Q8
1.読者が何に興味を持っているかを考える
社内報やPR誌に特有な点は、読者が固定されていることです。しかも、強制的なリピーターです。そのため、読者の興味を継続させるには工夫が必要ですが、多くの社内報は、読者(対象となる社員)が何に興味を持っているのか、どういう情報を得たいのかではなく、発行元(経営トップとか会社側) の言いたいことを、言いたいように書いてしまっているところに問題があります。商業誌でそんなことをしていたらすぐ廃刊に追い込まれてしまいます。 だから商業雑誌の編集者は、常にどうしたら読者にウケるだろうと考えていますが、社内報は廃刊の心配がないので、そのあたりが甘くなりがちです。
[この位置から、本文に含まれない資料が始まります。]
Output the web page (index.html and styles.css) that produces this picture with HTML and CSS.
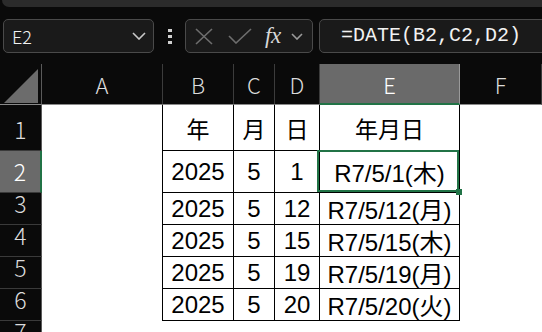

「社員の能力開発について考える」というテーマを立てたら、自らの能力を開発するために社員は会社に何を望んでいるのかをまず考えるべきでしょう。周囲の2~3人の社員に聞いてみるだけでも情報が得られます。会社(人事部など)の求めるものと、社員の求めるものとの間に食い違いがあったら、そこが企画のよい切り口になります。
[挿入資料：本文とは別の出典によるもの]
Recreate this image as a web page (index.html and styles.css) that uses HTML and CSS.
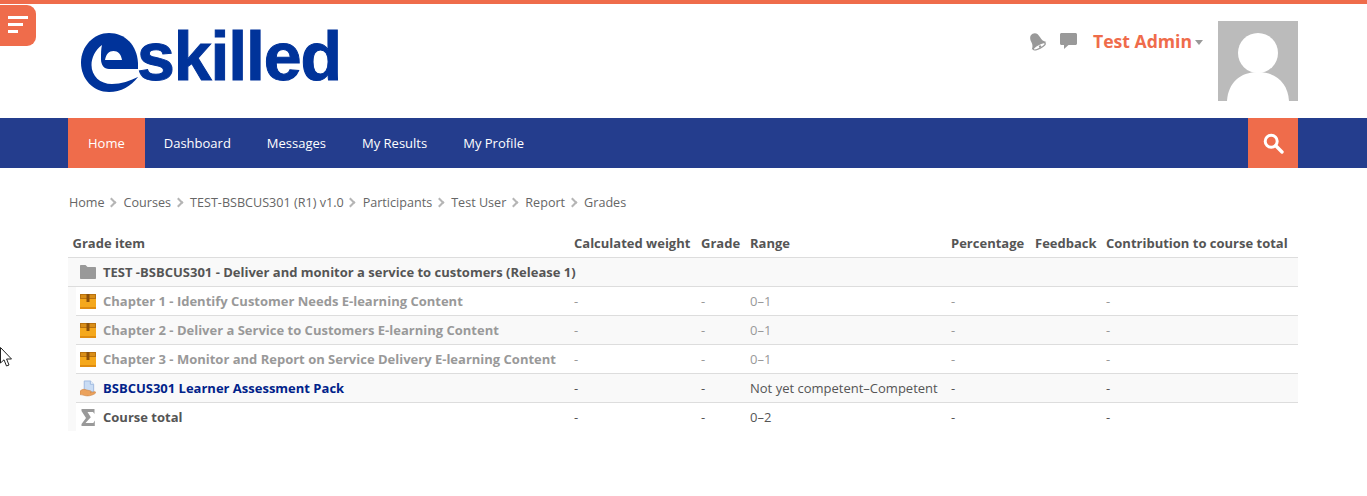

どこでその違いが生まれたのか、どの程度違うのか、それを埋めるにはどうしたらいいのか、といったように考えを進めて行くと企画のアイデアが生まれるでしょう。
アンケートは、社員の求めるものを浮き上がらせるような設問設計を考えましょう。
一方、社内報にはアンケートという手法が多用され過ぎているような気もします。比較的安易な方法なのです。読み手の方は、よほど面白いアンケート結果(内容とまとめ方の両面で)でないと読んでくれません。社内報をじっくり読んで、後で厳しい論評をするのはたいてい社長さんとか人事部長といった方々です。彼らの方が真剣であるとも言えます。苦し紛れにアンケートに頼る社内報担当者の気持ち もよくわかるのですが・・・。
2.切り口は社外にもある
社内報というと、ニュースソースを社内にだけ求めがちになります。だから内容が平面的なるのです。ちょっと社外に出てみませんか?
たとえば国家資格がテーマでしたら、どちらの会社の人事部でも、国家資格取得セミナーとか通信教育などを社員に奨励、斡旋していると思います。そういう施策で成功しておられる他社の方に、その効果や社員の経験などをインタビューしてみるのも一つの方法でしょう。自社の人事部が書いた原稿より迫力や現実感が出るはずです。
3.よく売れている雑誌を参考にする
読者の側に立って考えてみると、社内報の競争相手は書店で売っている一般の雑誌やSNS、ネットニュースだということがわかります。よく売れている雑誌をいくつか買って来て、そこからアイデアを拝借するのもよい方法です。向こうはプロの編集者ですから、それなりによく考えられていますしアイデアの鋭さが違います。記事のタイトルの一部を、社内の問題に差し替えて考えてみたりすると、 新鮮な切り口が見つかることがありますよ。